-- Begin DATA PROVIDED --

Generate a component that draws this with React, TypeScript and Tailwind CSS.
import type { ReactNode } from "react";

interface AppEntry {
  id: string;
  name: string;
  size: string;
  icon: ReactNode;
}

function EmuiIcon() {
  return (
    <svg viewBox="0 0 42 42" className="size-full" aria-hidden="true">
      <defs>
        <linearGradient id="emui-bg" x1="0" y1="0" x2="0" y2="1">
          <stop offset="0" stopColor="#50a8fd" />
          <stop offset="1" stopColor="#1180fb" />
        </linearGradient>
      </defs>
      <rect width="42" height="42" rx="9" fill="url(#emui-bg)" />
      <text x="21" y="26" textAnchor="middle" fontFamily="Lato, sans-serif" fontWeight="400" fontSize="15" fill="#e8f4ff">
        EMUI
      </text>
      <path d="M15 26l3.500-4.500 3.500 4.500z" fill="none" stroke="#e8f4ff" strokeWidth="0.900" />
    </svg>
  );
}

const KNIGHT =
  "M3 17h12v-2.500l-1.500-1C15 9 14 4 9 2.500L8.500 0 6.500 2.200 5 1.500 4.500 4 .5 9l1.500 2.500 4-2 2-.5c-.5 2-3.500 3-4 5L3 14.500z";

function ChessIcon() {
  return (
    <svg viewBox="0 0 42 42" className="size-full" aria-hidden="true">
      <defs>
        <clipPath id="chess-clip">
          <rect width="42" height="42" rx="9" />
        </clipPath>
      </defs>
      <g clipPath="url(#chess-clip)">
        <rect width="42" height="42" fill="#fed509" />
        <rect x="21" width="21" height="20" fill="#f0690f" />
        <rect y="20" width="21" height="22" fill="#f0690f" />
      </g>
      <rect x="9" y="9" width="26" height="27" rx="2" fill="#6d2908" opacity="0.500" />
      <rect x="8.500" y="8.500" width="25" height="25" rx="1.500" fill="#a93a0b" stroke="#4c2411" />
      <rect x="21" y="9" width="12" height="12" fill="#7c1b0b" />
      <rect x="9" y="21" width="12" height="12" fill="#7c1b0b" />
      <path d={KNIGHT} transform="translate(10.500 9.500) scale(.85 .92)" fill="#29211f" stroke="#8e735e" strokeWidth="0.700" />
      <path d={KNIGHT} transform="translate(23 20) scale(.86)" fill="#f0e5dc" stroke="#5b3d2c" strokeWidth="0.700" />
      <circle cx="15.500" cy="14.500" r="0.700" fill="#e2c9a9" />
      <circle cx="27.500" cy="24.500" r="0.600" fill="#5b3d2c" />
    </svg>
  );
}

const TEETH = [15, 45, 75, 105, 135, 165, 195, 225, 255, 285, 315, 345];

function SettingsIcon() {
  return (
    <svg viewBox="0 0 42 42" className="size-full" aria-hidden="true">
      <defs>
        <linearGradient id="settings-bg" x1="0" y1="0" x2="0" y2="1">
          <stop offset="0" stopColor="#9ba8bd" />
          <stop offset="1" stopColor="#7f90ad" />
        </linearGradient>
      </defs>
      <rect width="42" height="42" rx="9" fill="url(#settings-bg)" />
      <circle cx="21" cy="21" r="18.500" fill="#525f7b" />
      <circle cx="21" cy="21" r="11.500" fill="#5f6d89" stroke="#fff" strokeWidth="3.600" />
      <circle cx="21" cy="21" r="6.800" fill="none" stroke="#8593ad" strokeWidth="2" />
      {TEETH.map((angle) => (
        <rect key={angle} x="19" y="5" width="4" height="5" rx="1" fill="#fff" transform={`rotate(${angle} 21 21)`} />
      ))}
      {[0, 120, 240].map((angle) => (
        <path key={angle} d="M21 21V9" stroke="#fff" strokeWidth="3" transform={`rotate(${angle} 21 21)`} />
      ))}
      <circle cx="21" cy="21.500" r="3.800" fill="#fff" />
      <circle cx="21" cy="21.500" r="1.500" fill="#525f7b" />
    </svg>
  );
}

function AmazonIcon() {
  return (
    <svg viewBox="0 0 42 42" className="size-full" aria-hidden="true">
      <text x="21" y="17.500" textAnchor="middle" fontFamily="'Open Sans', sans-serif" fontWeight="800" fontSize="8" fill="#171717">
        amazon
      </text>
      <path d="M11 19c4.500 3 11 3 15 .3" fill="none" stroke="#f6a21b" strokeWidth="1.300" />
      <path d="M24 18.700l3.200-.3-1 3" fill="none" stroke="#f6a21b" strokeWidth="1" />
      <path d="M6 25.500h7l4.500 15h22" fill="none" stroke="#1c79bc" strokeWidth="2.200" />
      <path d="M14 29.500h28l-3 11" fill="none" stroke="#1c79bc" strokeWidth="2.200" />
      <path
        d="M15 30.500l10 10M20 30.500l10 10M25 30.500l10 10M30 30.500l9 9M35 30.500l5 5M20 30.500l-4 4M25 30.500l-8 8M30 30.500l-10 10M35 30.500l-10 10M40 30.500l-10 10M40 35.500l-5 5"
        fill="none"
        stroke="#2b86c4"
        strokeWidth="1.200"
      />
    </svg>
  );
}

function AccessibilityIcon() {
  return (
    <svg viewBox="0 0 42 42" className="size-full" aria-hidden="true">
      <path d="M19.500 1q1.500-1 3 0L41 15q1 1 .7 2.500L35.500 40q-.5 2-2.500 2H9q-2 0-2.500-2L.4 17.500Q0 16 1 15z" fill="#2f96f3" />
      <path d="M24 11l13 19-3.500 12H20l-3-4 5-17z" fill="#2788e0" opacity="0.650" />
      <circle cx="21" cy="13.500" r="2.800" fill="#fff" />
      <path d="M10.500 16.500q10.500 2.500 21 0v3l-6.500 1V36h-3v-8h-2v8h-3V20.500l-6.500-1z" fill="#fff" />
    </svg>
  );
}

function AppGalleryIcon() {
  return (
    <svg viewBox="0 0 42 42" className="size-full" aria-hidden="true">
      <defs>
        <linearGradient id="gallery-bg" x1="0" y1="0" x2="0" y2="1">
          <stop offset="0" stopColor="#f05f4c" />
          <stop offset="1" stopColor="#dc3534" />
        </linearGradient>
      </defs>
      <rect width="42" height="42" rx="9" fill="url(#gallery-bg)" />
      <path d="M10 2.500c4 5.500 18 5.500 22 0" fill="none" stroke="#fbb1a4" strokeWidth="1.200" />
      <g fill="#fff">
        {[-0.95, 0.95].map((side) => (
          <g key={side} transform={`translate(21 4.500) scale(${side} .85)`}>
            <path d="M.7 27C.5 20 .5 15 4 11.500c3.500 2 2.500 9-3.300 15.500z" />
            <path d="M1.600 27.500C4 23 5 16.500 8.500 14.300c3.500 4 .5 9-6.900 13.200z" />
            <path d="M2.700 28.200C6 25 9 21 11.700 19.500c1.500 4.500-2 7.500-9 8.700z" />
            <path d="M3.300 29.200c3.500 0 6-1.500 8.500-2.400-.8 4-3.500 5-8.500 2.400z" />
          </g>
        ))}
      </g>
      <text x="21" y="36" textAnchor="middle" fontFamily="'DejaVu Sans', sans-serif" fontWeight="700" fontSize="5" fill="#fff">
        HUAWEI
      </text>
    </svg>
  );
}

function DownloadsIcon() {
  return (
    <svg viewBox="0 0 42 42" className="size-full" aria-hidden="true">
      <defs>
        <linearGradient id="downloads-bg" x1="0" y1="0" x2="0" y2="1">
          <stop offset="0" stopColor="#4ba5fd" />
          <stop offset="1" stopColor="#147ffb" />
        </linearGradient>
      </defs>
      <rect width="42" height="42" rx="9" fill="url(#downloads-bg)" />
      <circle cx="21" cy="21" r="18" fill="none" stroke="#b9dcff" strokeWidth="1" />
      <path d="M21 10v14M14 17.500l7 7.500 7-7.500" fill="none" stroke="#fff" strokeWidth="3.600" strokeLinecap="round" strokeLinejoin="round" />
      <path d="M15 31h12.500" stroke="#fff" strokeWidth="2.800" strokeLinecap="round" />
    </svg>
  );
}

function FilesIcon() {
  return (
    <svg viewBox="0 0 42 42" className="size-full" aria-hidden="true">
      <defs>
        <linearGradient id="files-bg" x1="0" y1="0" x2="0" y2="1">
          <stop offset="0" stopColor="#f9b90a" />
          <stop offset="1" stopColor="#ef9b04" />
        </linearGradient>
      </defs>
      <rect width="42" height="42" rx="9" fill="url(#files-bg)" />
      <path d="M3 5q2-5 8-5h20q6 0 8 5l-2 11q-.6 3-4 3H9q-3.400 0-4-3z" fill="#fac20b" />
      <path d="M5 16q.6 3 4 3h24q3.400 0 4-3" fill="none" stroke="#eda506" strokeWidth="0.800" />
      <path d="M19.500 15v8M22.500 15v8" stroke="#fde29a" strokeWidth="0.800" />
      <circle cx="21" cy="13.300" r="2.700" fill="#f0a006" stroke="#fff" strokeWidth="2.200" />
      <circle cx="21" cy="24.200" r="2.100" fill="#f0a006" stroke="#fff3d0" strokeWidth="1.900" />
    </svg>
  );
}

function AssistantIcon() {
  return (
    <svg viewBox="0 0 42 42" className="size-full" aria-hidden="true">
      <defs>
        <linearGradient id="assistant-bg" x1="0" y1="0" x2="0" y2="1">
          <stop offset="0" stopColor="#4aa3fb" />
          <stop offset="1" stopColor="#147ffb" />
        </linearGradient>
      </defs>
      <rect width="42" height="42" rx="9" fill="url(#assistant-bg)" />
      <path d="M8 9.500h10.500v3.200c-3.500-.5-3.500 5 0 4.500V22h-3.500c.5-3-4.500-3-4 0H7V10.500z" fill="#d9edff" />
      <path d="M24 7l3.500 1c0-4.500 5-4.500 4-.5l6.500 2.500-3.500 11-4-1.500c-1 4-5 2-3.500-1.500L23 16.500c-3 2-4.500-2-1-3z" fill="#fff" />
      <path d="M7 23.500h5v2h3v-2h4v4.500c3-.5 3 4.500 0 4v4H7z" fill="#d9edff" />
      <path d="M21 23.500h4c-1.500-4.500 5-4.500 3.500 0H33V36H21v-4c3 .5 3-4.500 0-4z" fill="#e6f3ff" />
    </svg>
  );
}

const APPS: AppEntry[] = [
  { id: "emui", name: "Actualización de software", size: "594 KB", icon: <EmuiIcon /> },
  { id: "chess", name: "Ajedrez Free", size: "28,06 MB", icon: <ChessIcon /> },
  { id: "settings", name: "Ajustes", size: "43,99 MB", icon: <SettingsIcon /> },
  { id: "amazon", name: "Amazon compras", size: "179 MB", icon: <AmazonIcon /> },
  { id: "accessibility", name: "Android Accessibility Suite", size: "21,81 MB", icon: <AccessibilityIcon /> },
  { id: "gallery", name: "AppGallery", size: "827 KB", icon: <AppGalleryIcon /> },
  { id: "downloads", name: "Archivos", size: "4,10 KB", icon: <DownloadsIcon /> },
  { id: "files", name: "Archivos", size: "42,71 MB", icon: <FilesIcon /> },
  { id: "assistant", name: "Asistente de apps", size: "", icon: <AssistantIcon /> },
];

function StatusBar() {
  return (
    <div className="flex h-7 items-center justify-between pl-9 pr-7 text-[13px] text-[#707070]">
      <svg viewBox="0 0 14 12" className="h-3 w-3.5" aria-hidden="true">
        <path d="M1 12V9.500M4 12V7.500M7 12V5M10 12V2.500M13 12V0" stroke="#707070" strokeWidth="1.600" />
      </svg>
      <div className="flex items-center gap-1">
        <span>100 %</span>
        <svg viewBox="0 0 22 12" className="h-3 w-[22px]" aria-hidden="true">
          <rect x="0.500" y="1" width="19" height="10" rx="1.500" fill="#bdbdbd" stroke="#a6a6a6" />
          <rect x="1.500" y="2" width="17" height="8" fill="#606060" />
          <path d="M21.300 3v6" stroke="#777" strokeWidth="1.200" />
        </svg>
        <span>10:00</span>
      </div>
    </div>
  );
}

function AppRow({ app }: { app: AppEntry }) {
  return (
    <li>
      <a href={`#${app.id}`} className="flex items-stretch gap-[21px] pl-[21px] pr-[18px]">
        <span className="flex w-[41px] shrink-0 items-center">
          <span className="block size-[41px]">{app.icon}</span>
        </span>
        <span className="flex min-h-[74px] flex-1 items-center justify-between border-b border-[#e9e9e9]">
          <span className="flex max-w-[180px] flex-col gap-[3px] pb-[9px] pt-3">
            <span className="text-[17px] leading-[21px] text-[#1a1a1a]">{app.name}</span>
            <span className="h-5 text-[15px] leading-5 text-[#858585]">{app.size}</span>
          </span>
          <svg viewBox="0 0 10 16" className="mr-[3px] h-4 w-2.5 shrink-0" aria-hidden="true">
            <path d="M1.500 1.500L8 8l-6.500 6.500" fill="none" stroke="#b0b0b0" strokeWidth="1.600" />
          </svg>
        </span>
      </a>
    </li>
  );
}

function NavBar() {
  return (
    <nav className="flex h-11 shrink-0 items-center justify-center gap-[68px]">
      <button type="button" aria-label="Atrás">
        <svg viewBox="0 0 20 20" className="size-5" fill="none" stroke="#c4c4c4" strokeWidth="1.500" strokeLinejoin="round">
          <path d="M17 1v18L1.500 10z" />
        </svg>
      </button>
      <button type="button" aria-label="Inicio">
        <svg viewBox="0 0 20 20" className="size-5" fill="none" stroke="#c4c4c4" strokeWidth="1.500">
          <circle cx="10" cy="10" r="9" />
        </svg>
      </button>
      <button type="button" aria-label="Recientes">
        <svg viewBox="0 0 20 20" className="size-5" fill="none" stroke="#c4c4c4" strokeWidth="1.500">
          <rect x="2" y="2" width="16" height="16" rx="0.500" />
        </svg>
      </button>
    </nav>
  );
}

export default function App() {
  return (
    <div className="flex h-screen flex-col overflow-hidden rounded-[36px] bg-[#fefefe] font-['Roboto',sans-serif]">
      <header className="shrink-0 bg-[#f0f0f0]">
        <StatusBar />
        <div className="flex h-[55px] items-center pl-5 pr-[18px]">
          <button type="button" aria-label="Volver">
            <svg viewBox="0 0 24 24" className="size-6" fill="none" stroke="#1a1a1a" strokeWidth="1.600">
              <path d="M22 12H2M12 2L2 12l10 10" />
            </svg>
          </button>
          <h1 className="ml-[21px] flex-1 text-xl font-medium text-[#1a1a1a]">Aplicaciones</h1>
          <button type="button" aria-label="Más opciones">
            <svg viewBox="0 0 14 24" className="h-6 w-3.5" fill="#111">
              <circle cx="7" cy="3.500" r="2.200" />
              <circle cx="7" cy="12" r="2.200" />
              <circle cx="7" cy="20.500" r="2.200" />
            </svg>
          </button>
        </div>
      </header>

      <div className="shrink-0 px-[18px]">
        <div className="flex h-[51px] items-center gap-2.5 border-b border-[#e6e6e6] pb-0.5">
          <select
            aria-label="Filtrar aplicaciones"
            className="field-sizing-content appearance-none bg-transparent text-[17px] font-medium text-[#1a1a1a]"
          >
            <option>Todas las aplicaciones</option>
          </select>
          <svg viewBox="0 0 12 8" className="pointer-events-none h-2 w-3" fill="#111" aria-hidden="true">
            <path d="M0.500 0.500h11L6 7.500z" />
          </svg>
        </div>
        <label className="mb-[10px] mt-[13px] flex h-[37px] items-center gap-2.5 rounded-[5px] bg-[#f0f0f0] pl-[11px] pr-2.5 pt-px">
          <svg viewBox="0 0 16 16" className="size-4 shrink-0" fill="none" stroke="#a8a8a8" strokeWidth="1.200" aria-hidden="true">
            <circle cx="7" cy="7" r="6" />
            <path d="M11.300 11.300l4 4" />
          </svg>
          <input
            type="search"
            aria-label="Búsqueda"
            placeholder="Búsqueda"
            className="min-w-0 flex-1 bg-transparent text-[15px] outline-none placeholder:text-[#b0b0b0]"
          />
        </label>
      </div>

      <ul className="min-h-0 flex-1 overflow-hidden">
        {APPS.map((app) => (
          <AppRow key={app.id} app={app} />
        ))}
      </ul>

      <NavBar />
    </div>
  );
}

-- End DATA PROVIDED --
-- Begin DATA PROVIDED --

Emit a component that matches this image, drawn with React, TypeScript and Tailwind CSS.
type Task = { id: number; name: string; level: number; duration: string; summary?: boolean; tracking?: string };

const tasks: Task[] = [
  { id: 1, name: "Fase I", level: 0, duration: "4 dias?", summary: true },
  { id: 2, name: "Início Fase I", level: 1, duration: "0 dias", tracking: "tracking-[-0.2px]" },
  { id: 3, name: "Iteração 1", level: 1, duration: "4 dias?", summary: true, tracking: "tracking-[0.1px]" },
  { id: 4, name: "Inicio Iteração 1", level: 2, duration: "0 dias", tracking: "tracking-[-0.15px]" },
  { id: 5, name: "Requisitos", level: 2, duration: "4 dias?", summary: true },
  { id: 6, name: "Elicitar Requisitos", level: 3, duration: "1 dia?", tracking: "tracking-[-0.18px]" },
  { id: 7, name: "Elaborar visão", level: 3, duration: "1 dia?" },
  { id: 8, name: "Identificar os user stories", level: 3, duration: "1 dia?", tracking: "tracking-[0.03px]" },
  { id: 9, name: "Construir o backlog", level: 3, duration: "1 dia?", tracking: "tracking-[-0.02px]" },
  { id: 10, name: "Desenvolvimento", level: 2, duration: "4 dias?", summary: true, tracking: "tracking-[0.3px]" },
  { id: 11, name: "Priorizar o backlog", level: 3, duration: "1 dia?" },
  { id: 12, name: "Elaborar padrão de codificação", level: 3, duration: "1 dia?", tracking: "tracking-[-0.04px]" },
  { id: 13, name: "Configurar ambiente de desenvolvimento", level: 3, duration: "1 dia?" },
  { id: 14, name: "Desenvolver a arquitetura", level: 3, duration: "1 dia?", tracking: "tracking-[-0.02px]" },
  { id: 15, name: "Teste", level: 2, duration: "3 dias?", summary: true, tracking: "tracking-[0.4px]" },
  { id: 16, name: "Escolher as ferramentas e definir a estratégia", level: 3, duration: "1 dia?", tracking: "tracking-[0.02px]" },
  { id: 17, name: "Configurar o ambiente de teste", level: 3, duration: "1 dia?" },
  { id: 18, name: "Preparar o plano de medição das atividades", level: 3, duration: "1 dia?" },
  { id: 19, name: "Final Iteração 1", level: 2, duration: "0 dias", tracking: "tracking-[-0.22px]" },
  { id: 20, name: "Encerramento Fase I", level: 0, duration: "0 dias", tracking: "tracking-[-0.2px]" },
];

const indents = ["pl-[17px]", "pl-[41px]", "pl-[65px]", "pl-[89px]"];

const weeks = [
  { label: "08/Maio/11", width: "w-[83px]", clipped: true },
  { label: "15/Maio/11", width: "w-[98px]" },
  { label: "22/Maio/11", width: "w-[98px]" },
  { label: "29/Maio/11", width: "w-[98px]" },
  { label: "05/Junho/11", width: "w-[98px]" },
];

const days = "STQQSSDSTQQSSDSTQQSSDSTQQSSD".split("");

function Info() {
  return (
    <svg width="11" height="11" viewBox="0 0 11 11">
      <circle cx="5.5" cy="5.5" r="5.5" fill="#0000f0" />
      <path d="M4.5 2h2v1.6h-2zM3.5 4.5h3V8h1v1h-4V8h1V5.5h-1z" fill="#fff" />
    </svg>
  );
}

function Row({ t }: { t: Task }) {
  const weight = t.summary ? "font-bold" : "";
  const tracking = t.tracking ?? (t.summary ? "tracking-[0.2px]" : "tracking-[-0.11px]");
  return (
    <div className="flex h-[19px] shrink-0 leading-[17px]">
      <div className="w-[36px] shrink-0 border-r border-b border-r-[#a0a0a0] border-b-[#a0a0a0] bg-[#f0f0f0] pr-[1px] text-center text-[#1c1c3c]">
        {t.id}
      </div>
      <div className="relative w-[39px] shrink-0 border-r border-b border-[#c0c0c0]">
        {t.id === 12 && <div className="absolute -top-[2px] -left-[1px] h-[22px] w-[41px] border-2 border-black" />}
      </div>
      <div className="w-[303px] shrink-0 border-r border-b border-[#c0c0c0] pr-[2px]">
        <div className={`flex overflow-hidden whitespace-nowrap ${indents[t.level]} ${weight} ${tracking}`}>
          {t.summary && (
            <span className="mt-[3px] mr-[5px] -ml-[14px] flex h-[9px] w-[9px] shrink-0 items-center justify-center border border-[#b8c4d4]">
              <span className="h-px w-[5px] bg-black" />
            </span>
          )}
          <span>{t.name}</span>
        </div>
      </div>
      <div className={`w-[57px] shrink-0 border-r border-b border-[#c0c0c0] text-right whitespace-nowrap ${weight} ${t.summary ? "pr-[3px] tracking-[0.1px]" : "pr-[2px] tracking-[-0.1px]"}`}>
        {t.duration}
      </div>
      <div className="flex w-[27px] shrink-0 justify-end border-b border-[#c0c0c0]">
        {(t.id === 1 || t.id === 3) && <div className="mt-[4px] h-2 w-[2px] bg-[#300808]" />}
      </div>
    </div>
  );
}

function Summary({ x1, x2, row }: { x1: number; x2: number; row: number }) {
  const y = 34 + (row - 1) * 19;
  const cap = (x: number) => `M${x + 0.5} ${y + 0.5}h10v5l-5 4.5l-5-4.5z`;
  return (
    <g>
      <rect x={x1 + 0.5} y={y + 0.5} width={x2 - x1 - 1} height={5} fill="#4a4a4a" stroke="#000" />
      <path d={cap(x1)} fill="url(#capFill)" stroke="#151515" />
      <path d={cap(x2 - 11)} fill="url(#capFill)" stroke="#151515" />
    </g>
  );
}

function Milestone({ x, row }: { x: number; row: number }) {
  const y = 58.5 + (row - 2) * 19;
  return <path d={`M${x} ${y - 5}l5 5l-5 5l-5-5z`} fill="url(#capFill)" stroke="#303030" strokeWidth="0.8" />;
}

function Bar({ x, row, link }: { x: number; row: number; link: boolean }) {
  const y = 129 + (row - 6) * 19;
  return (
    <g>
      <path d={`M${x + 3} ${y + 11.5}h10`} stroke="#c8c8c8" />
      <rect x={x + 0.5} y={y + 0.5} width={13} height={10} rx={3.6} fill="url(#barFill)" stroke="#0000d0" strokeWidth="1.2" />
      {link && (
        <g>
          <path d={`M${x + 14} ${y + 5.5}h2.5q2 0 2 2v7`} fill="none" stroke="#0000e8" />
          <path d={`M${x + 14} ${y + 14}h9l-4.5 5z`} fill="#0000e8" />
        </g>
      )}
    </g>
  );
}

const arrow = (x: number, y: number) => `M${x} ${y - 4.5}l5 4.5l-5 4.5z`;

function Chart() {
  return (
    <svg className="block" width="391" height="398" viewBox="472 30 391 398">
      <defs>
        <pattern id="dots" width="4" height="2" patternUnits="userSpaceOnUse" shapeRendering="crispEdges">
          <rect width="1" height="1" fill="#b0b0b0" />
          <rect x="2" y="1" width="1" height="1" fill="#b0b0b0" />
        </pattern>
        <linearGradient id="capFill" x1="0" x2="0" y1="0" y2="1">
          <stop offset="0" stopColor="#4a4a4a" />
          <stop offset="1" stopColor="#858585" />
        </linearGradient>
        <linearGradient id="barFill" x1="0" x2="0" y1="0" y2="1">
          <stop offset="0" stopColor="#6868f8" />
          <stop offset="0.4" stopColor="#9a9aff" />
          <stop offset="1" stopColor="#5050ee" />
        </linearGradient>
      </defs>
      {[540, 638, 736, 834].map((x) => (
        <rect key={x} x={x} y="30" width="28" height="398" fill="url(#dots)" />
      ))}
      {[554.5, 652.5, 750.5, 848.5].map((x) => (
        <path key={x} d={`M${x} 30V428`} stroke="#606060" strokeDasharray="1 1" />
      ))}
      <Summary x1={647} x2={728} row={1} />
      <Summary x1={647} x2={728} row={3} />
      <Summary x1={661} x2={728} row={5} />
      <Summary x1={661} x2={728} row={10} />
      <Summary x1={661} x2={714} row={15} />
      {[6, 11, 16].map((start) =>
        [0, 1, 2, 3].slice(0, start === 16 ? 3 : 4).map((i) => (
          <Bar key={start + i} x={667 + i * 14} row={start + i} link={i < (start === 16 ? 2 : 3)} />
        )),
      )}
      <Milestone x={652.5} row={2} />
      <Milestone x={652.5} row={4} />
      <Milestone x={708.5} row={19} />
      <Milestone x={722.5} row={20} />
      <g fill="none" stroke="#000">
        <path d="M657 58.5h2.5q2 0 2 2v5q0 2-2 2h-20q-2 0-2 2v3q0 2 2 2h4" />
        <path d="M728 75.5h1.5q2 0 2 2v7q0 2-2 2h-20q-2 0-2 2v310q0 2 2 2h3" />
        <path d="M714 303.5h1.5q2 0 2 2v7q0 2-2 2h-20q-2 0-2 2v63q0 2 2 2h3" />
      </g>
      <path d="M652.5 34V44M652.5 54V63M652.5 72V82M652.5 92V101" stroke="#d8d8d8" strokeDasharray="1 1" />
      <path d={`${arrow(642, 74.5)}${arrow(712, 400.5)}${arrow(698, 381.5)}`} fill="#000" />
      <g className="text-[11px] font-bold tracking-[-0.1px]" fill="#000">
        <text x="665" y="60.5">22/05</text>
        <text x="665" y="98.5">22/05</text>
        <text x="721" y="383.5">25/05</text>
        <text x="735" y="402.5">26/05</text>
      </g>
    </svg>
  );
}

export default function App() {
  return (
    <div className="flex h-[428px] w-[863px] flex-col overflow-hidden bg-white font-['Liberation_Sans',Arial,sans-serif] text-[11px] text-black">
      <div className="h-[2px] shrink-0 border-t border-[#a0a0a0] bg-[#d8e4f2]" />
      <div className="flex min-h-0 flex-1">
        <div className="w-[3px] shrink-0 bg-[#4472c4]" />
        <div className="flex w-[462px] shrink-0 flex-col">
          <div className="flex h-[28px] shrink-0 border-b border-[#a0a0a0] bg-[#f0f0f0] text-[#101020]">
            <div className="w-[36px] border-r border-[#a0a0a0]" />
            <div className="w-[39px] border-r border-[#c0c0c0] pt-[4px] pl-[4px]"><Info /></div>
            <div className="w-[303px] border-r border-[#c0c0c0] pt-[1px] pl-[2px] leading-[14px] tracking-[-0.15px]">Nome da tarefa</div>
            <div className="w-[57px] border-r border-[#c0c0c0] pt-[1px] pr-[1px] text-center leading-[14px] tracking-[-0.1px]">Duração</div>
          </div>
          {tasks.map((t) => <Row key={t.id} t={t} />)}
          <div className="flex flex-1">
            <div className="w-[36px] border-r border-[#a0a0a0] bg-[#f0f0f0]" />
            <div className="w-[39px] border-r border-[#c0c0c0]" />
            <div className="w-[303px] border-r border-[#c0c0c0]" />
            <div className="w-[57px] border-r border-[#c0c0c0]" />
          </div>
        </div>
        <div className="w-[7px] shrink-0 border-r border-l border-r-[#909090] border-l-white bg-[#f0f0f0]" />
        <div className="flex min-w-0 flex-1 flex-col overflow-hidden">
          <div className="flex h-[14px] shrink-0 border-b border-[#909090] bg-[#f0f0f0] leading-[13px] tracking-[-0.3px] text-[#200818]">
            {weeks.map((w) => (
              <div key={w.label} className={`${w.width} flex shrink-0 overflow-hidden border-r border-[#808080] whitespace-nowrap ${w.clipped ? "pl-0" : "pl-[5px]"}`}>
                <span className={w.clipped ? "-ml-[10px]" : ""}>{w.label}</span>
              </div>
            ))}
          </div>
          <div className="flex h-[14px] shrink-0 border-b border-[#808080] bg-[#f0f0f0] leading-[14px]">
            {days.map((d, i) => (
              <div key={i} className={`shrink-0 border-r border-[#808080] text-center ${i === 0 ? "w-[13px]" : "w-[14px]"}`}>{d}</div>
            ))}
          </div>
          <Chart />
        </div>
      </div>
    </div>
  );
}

-- End DATA PROVIDED --

• YOUR GOAL
Write out, exactly as they stand, the lines from the one containing "Emit a component" through the one containing "number; name: string;", both ends included.

• RESPONSE TO THE EXERCISE
Emit a component that matches this image, drawn with React, TypeScript and Tailwind CSS.
type Task = { id: number; name: string; level: number; duration: string; summary?: boolean; tracking?: string };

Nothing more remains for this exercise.